> [What you have to do]: From the first line of the data down to and including the line with "const SELECTED = 5;", copy everything exactly, leaving out pictures.

Collected data start

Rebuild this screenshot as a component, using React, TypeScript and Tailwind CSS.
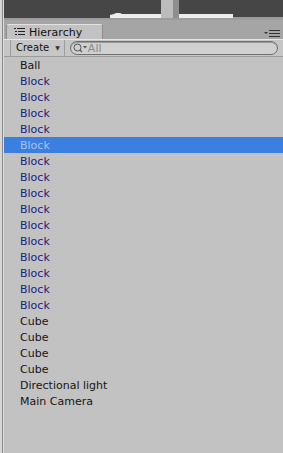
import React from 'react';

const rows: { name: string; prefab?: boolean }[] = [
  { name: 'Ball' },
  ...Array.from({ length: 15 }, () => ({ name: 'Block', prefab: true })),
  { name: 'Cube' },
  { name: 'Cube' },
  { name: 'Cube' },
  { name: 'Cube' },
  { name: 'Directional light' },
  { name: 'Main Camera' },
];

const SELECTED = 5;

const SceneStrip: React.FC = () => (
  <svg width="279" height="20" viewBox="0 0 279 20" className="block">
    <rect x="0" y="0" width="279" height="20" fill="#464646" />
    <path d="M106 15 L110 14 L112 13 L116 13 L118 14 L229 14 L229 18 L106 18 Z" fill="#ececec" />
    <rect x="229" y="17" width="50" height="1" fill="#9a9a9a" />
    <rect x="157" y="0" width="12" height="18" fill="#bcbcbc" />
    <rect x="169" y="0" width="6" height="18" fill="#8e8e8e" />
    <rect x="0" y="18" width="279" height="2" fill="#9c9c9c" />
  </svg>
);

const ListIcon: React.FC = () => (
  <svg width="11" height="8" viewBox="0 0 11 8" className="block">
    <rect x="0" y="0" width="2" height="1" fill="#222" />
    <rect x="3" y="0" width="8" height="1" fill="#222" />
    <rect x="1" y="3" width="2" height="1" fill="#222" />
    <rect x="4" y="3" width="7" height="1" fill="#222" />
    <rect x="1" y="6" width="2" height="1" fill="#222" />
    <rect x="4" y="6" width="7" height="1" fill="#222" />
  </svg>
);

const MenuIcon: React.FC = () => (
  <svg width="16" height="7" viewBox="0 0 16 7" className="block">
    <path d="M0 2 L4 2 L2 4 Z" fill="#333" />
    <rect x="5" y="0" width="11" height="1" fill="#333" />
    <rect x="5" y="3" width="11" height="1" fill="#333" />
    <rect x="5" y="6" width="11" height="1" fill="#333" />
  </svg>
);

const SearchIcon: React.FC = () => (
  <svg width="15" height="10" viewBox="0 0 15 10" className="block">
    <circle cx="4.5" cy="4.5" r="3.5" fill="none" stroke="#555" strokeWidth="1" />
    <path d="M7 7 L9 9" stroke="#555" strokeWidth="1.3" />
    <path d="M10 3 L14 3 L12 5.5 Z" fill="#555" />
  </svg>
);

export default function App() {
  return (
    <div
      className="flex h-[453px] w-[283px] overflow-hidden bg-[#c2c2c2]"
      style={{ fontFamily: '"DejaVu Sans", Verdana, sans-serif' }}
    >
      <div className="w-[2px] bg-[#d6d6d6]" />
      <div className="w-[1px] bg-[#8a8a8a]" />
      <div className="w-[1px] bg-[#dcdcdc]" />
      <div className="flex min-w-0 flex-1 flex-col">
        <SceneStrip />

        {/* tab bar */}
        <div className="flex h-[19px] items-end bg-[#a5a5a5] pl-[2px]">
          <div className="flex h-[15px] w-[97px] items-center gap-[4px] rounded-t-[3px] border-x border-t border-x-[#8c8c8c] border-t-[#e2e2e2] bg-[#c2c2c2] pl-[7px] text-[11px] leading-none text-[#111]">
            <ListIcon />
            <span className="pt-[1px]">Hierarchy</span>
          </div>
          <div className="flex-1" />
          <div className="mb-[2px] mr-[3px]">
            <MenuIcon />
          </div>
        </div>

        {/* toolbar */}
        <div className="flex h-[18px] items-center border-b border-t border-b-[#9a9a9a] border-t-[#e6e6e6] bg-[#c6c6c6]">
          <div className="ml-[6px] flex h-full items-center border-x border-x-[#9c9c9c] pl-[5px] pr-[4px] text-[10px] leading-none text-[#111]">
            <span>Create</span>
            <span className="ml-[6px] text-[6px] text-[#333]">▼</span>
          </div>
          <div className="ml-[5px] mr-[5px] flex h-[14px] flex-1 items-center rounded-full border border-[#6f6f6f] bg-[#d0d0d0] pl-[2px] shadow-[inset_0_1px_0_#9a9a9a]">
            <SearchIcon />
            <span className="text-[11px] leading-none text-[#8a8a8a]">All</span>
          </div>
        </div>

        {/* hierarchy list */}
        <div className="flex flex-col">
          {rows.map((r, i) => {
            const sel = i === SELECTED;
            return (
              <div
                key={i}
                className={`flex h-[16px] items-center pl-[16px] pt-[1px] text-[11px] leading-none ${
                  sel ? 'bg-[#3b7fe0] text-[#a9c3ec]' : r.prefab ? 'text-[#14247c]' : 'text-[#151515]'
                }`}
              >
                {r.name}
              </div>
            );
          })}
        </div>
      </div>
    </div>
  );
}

Collected data end

> [Answer to the problem]:
Rebuild this screenshot as a component, using React, TypeScript and Tailwind CSS.
import React from 'react';

const rows: { name: string; prefab?: boolean }[] = [
  { name: 'Ball' },
  ...Array.from({ length: 15 }, () => ({ name: 'Block', prefab: true })),
  { name: 'Cube' },
  { name: 'Cube' },
  { name: 'Cube' },
  { name: 'Cube' },
  { name: 'Directional light' },
  { name: 'Main Camera' },
];

const SELECTED = 5;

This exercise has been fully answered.